— START Data segment —

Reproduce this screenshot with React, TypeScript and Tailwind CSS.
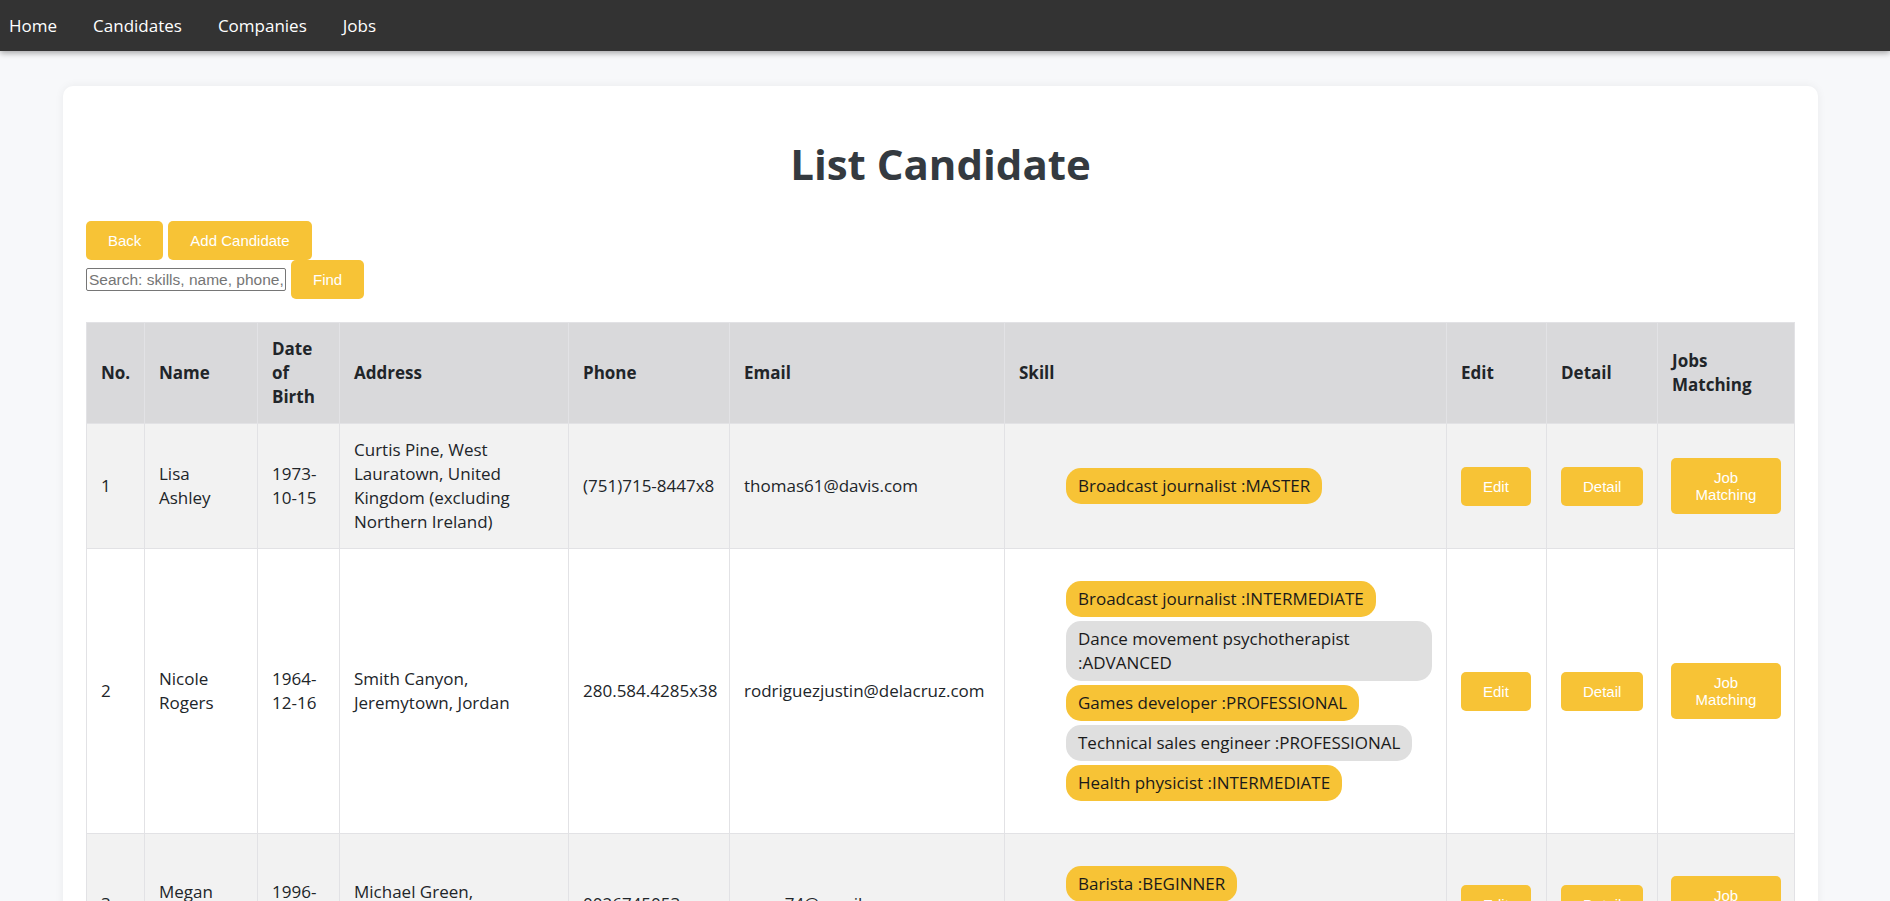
import React from 'react';

type Skill = { name: string; level: string };
type Candidate = {
  id: number;
  name: string;
  dob: string;
  address: string;
  phone: string;
  email: string;
  skills: Skill[];
};

const candidates: Candidate[] = [
  {
    id: 1,
    name: 'Lisa Ashley',
    dob: '1973-10-15',
    address: 'Curtis Pine, West Lauratown, United Kingdom (excluding Northern Ireland)',
    phone: '(751)715-8447x8',
    email: 'thomas61@davis.com',
    skills: [{ name: 'Broadcast journalist', level: 'MASTER' }],
  },
  {
    id: 2,
    name: 'Nicole Rogers',
    dob: '1964-12-16',
    address: 'Smith Canyon, Jeremytown, Jordan',
    phone: '280.584.4285x38',
    email: 'rodriguezjustin@delacruz.com',
    skills: [
      { name: 'Broadcast journalist', level: 'INTERMEDIATE' },
      { name: 'Dance movement psychotherapist', level: 'ADVANCED' },
      { name: 'Games developer', level: 'PROFESSIONAL' },
      { name: 'Technical sales engineer', level: 'PROFESSIONAL' },
      { name: 'Health physicist', level: 'INTERMEDIATE' },
    ],
  },
  {
    id: 3,
    name: 'Megan Wilson',
    dob: '1996-04-22',
    address: 'Michael Green, Daveport, Peru',
    phone: '0026745053',
    email: 'mary74@gmail.com',
    skills: [
      { name: 'Barista', level: 'BEGINNER' },
      { name: 'Data scientist', level: 'ADVANCED' },
    ],
  },
];

const btn =
  "bg-[#f7c336] text-white font-['Liberation_Sans',Arial,sans-serif] text-[15px] leading-[17px] rounded-[5px] px-[22px] py-[11px]";

const headers = [
  { label: 'No.', w: 'w-[58px]' },
  { label: 'Name', w: 'w-[113px]' },
  { label: 'Date of Birth', w: 'w-[82px]' },
  { label: 'Address', w: 'w-[229px]' },
  { label: 'Phone', w: 'w-[161px]' },
  { label: 'Email', w: 'w-[275px]' },
  { label: 'Skill', w: 'w-[442px]' },
  { label: 'Edit', w: 'w-[100px]' },
  { label: 'Detail', w: 'w-[111px]' },
  { label: 'Jobs Matching', w: 'w-[137px]' },
];

const cell = 'px-[14px] py-[14px] border border-[#e2e2e5] align-middle';

const App: React.FC = () => {
  return (
    <div className="min-h-screen bg-[#f7f8fa] font-['Open_Sans','Noto_Sans',sans-serif] text-[#212529]">
      {/* Top nav */}
      <nav className="h-[51px] bg-[#333333] flex items-center gap-[36px] pl-[9px] text-[17px] text-white shadow-[0_2px_6px_rgba(0,0,0,0.35)] relative z-10">
        <span>Home</span>
        <span>Candidates</span>
        <span>Companies</span>
        <span>Jobs</span>
      </nav>

      <div className="pt-[35px] pl-[63px] pr-[72px] pb-10">
        <div className="bg-white rounded-[10px] shadow-[0_0_10px_rgba(0,0,0,0.06)] px-[23px] pb-6">
          <h1 className="text-center text-[42px] leading-[50px] font-bold text-[#343a40] pt-[53px] mb-[32px]">
            List Candidate
          </h1>

          <div className="flex gap-[5px]">
            <button className={btn}>Back</button>
            <button className={btn}>Add Candidate</button>
          </div>
          <div className="flex items-center gap-[5px]">
            <input
              placeholder="Search: skills, name, phone, email"
              className="w-[200px] h-[23px] border border-[#767676] rounded-[2px] px-[2px] text-[15.5px] font-['Liberation_Sans',Arial,sans-serif] placeholder:text-[#757575] outline-none"
            />
            <button className={btn}>Find</button>
          </div>

          <table className="mt-[23px] w-full table-fixed border-collapse border border-[#dee2e6] text-[17px] leading-[24px]">
            <thead>
              <tr className="bg-[#d9d9db]">
                {headers.map((h) => (
                  <th key={h.label} className={`${h.w} ${cell} text-left font-bold`}>
                    {h.label}
                  </th>
                ))}
              </tr>
            </thead>
            <tbody>
              {candidates.map((c, i) => (
                <tr key={c.id} className={i % 2 === 0 ? 'bg-[#f2f2f2]' : 'bg-white'}>
                  <td className={cell}>{c.id}</td>
                  <td className={cell}>{c.name}</td>
                  <td className={cell}>{c.dob}</td>
                  <td className={cell}>{c.address}</td>
                  <td className={cell}>{c.phone}</td>
                  <td className={cell}>{c.email}</td>
                  <td className={cell}>
                    <ul className="flex flex-col items-start gap-[4px] pl-[47px] my-[18px]">
                      {c.skills.map((s, j) => (
                        <li
                          key={s.name}
                          className={`${j % 2 === 0 ? 'bg-[#f7c336]' : 'bg-[#dfdfdf]'} rounded-[15px] px-[12px] py-[6px] text-[#1a1a1a]`}
                        >
                          {s.name} :{s.level}
                        </li>
                      ))}
                    </ul>
                  </td>
                  <td className={cell}>
                    <button className={btn}>Edit</button>
                  </td>
                  <td className={cell}>
                    <button className={btn}>Detail</button>
                  </td>
                  <td className="px-[13px] py-[14px] border border-[#e2e2e5] align-middle">
                    <button className={`${btn} w-full`}>Job Matching</button>
                  </td>
                </tr>
              ))}
            </tbody>
          </table>
        </div>
      </div>
    </div>
  );
};

export default App;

— END Data segment —

● **Task brief**: Only a number is needed: how many lines of the material above contain "React"?

● **Expected output**: 3